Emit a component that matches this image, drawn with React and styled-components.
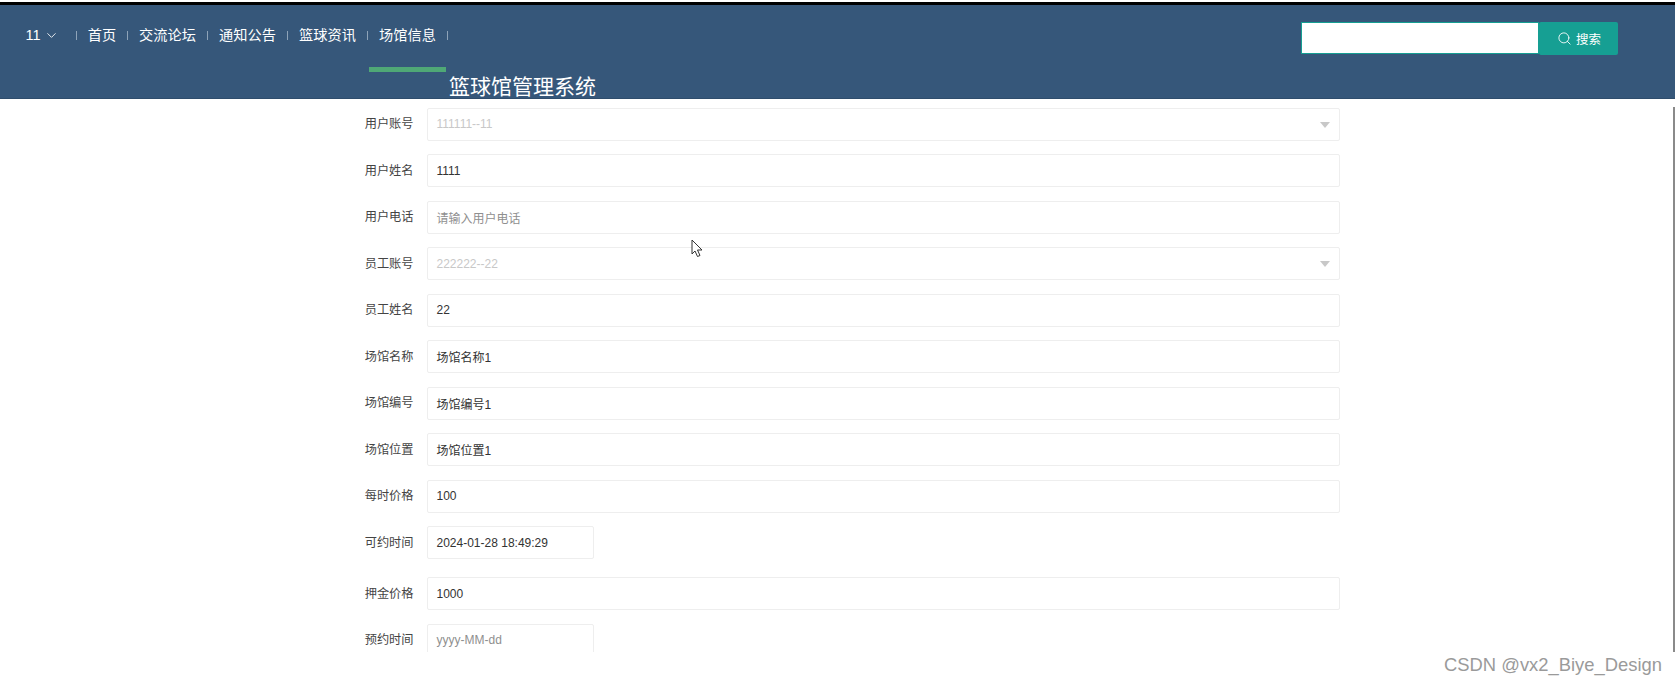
import React from 'react';
import styled, { createGlobalStyle } from 'styled-components';
import { ChevronDown, Search } from 'lucide-react';

const Global = createGlobalStyle`
  html, body { margin: 0; padding: 0; background: #fff; overflow: hidden; }
  body { font-family: "Liberation Sans", "Noto Sans CJK SC", sans-serif; }
  * { box-sizing: border-box; }
`;

const Page = styled.div`
  position: relative;
  width: 1675px;
  height: 684px;
  padding-top: 2px;
  overflow: hidden;
`;
const BlackRule = styled.div`
  height: 3px;
  background: #000;
`;
const Header = styled.header`
  height: 94px;
  background: #36577a;
  border-bottom: 1px solid #2f4d6c;
  overflow: hidden;
`;
const TopRow = styled.div`
  height: 61.5px;
  display: flex;
  align-items: flex-start;
  padding: 17px 57px 0 25.5px;
`;
const UserMenu = styled.div`
  display: flex;
  align-items: center;
  gap: 3px;
  width: 50.5px;
  height: 26px;
  color: #fff;
  font-size: 14.5px;
`;
const Nav = styled.nav`
  display: flex;
  align-items: center;
  height: 26px;
`;
const Sep = styled.span`
  width: 1px;
  height: 9px;
  background: #8ea3b8;
`;
const NavItem = styled.a`
  width: ${p => p.$wide ? '79px' : '50px'};
  text-align: center;
  color: #fff;
  font-size: 14.2px;
  line-height: 26px;
`;
const SearchBox = styled.div`
  margin-left: auto;
  display: flex;
  align-items: flex-start;
`;
const SearchInput = styled.input`
  width: 238px;
  height: 32px;
  background: #fff;
  border: 1px solid #169f93;
  outline: none;
`;
const SearchButton = styled.button`
  width: 79px;
  height: 33px;
  display: flex;
  align-items: center;
  justify-content: center;
  gap: 4px;
  padding: 0 0 0 1px;
  border: 0;
  border-radius: 2px;
  background: #169f93;
  color: #fff;
  font: 12.5px "Liberation Sans", "Noto Sans CJK SC", sans-serif;
`;
const BottomRow = styled.div`
  display: flex;
  align-items: flex-start;
  padding-left: 369px;
`;
const Bar = styled.div`
  width: 77px;
  height: 5px;
  background: #4fa876;
`;
const Title = styled.h1`
  margin: 8px 0 0 3px;
  color: #fff;
  font-size: 21px;
  font-weight: 400;
  line-height: 24px;
`;
const Main = styled.main`
  height: 553px;
  padding-top: 8.5px;
  overflow: hidden;
  position: relative;
`;
const Form = styled.form`
  margin-left: 350px;
  width: 989.5px;
  display: flex;
  flex-direction: column;
  gap: 13.5px;
`;
const Row = styled.div`
  display: grid;
  grid-template-columns: 63.5px 1fr;
  column-gap: 13.5px;
  align-items: center;
  margin-bottom: ${p => p.$date ? '4.5px' : '0'};
`;
const Label = styled.label`
  text-align: right;
  color: #444;
  font-size: 12.2px;
  line-height: 14px;
`;
const Field = styled.div`
  position: relative;
  width: ${p => p.$date ? '167px' : '100%'};
  height: 33px;
  display: flex;
  align-items: center;
  padding: 0 8.5px;
  border: 1px solid #eeeeee;
  border-radius: 2px;
  background: #fff;
  font-size: 12px;
  color: ${p => p.$tone === 'disabled' ? '#c8c8c8' : p.$tone === 'placeholder' ? '#8f8f8f' : '#333'};
`;
const Caret = styled.span`
  position: absolute;
  right: 8.5px;
  top: 13px;
  width: 0;
  height: 0;
  border-left: 5.5px solid transparent;
  border-right: 5.5px solid transparent;
  border-top: 6px solid #c8c8c8;
`;
const Thumb = styled.div`
  position: absolute;
  top: 8px;
  right: 0;
  width: 2.5px;
  bottom: 0;
  background: #8a8a8a;
`;
const Cursor = styled.svg`
  position: absolute;
  left: 691px;
  top: 239px;
`;
const Watermark = styled.div`
  position: absolute;
  left: 1444px;
  top: 654px;
  color: #9a9a9a;
  font-size: 18.4px;
  line-height: 21px;
  white-space: nowrap;
`;

const rows = [
  ['用户账号', '111111--11', 'disabled', 'select'],
  ['用户姓名', '1111'],
  ['用户电话', '请输入用户电话', 'placeholder'],
  ['员工账号', '222222--22', 'disabled', 'select'],
  ['员工姓名', '22'],
  ['场馆名称', '场馆名称1'],
  ['场馆编号', '场馆编号1'],
  ['场馆位置', '场馆位置1'],
  ['每时价格', '100'],
  ['可约时间', '2024-01-28 18:49:29', 'value', 'date'],
  ['押金价格', '1000'],
  ['预约时间', 'yyyy-MM-dd', 'placeholder', 'date'],
];

const nav = ['首页', '交流论坛', '通知公告', '篮球资讯', '场馆信息'];

export default function App() {
  return (
    <Page>
      <Global />
      <BlackRule />
      <Header>
        <TopRow>
          <UserMenu>11 <ChevronDown size={15} strokeWidth={1.4} /></UserMenu>
          <Nav>
            <Sep />
            {nav.map((n, i) => (
              <React.Fragment key={n}>
                <NavItem $wide={i > 0}>{n}</NavItem>
                <Sep />
              </React.Fragment>
            ))}
          </Nav>
          <SearchBox>
            <SearchInput aria-label="search" />
            <SearchButton><Search size={15} strokeWidth={1.4} />搜索</SearchButton>
          </SearchBox>
        </TopRow>
        <BottomRow>
          <Bar />
          <Title>篮球馆管理系统</Title>
        </BottomRow>
      </Header>
      <Main>
        <Form>
          {rows.map(([label, value, tone, kind]) => (
            <Row key={label} $date={kind === 'date'}>
              <Label>{label}</Label>
              <Field $tone={tone} $date={kind === 'date'}>
                {value}
                {kind === 'select' && <Caret />}
              </Field>
            </Row>
          ))}
        </Form>
        <Thumb />
      </Main>
      <Cursor width="12" height="19" viewBox="0 0 12 19">
        <path d="M1 1 L1 15 L4 12 L6.5 17.5 L9 16.5 L6.5 11 L11 11 Z" fill="#fff" stroke="#333" strokeWidth="1" strokeLinejoin="round" />
      </Cursor>
      <Watermark>CSDN @vx2_Biye_Design</Watermark>
    </Page>
  );
}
+ + + +
→ WHAT NEEDS TO BE DONE:
Your task is to gather every line with the word "components" and copy it.

→ SOLUTION TO THE PROBLEM:
Emit a component that matches this image, drawn with React and styled-components.
import styled, { createGlobalStyle } from 'styled-components';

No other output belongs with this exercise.